Learning in America is a prisoner of time. For the past 150 years, American public schools have held time constant and let learning vary. The rule, only rarely voiced, is simple: learn what you can in the time we make available. It should surprise no one that some bright, hard-working students do reasonably well. Everyone else—from the typical student to the dropout—runs into trouble. Time is learning's warden.
[National Education Commission on Time and Learning, 1994, p. 7]

A NATIONAL CRITIQUE

Nowhere is the observation that “time is learning's warden” more true than in the assembly line we call the American high school with its six-, seven-, or eight-period daily schedule. Members of the National Education Commission on Time and Learning, which was established in 1991 by Congress to conduct a comprehensive study of the relationship between learning and scheduled time in America's schools, reported that “the degree to which today's American school is controlled by the dynamics of clock and calendar is surprising, even to people who understand school operations” [1994, p. 7]. In addition, the Commission made the following observations regarding the rigidity of time schedules in public schools:
With few exceptions, schools open and close their doors at fixed times in the morning and early afternoon—a school in one district might open at 7:30 a.m. and close at 2:15 p.m.; in another, the school day might run from 8:00 in the morning until 3:00 in the afternoon.
With few exceptions, the school year lasts nine months, beginning in late summer and ending in late spring.
According to the National Center for Education Statistics, schools typically offer a six-period day, with about 5.6 hours of classroom time a day.
No matter how complex or simple the school subject— literature, shop, physics, gym, or algebra—the schedule assigns each an impartial national average of 51 minutes per class period, no matter how well or poorly students comprehend the material.
The norm for required school attendance, according to the Council of Chief State School Officers, is 180 days.
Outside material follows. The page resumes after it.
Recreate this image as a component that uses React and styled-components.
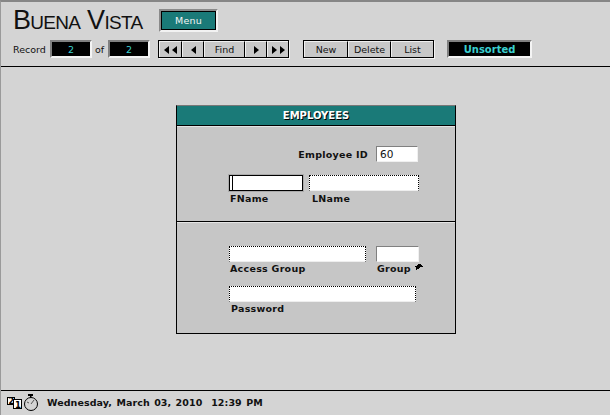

Eleven states permit school terms of 175 days or less; only one state requires more than 180.
Secondary school graduation requirements are universally based on seat time—“Carnegie units,” a standard of measurement representing one credit for completion of a one-year course meeting daily.
Despite the obsession with time, little attention is paid to how it is used: in 42 states examined by the Commission, only 41 percent of secondary school time must be spent on core academic subjects [p. 7].
“The results are predictable,” according to the Commission, “The school clock governs how families organize their lives, how administrators oversee their schools, and how teachers work their way through the curriculum. Above all, it governs how material is presented to students and the opportunity they have to comprehend and master it” [p. 8].
During the early 1980s and again during the early 1990s, school personnel were bombarded with reports on the inefficient and ineffective use of school time. One of the most important concerns expressed in the 1984 report, A Nation At Risk, was related to how time was used in America's schools. The following questions were posed: How do we use time? How do we allocate time? How do we account for time [National Commission on Excellence in Education, 1984]? In response to concerns arising from the report, many state legislators argued that schools should increase both the length of the school day and the school year. Many educators, however, were resistant to such suggestions, contending that a mere extension of school time was not necessarily a solution and would be very costly. In fact, one administrator reported that the extension of the school day would translate to a need for additional duplicating paper so teachers could prepare more busy work!
The argument that educators should become more efficient in their use of currently allocated time was supported by research of the early '80s. For example, Rossmiller [1983] reported that observations by a number of researchers suggest that only about 60 percent of the school day is actually available for instruction. Gilman and Knoll [1983] calculated that “a fair estimate of the average time devoted to instruction during a school day is probably less than 30 percent” [p. 44]. Justiz [1984] reported that 16 percent, or approximately one hour, of instructional time each school day was lost on the average “in the process of organizing the class and by distractions resulting from student conduct, interruptions, and administrative processes” [p. 483]. Karweit [1985] has reported research findings that suggest students engage in productive academic activities only 38 percent of the school day. One teacher described the problem as follows: “Time is the currency of teaching. We barter with time. Every day we make small concessions, small tradeoffs, but, in the end, we know it's going to defeat us” [Boyer, 1983a, p. 30].
The most recent addition to the school time controversy came in the report issued by the National Education Commission on Time and Learning [1994]. One of the Commission's recommendations which made headlines was that the “ACADEMIC DAY SHOUULD BE NEARLY DOUBLED” [Sommerfeld, 1994, p. 12]. Other specific recommendations of that commission having implications for school scheduling practices include the following:
Schools should be reinvented around learning, not time.
State and local school boards should work with schools to redesign education so that time becomes a factor supporting learning, not a boundary marking its limits.
Schools should provide additional academic time by reclaiming the school day for academic instruction.
Teachers should be provided with the professional time and opportunities they need to do their jobs well [Sommerfield, 1994].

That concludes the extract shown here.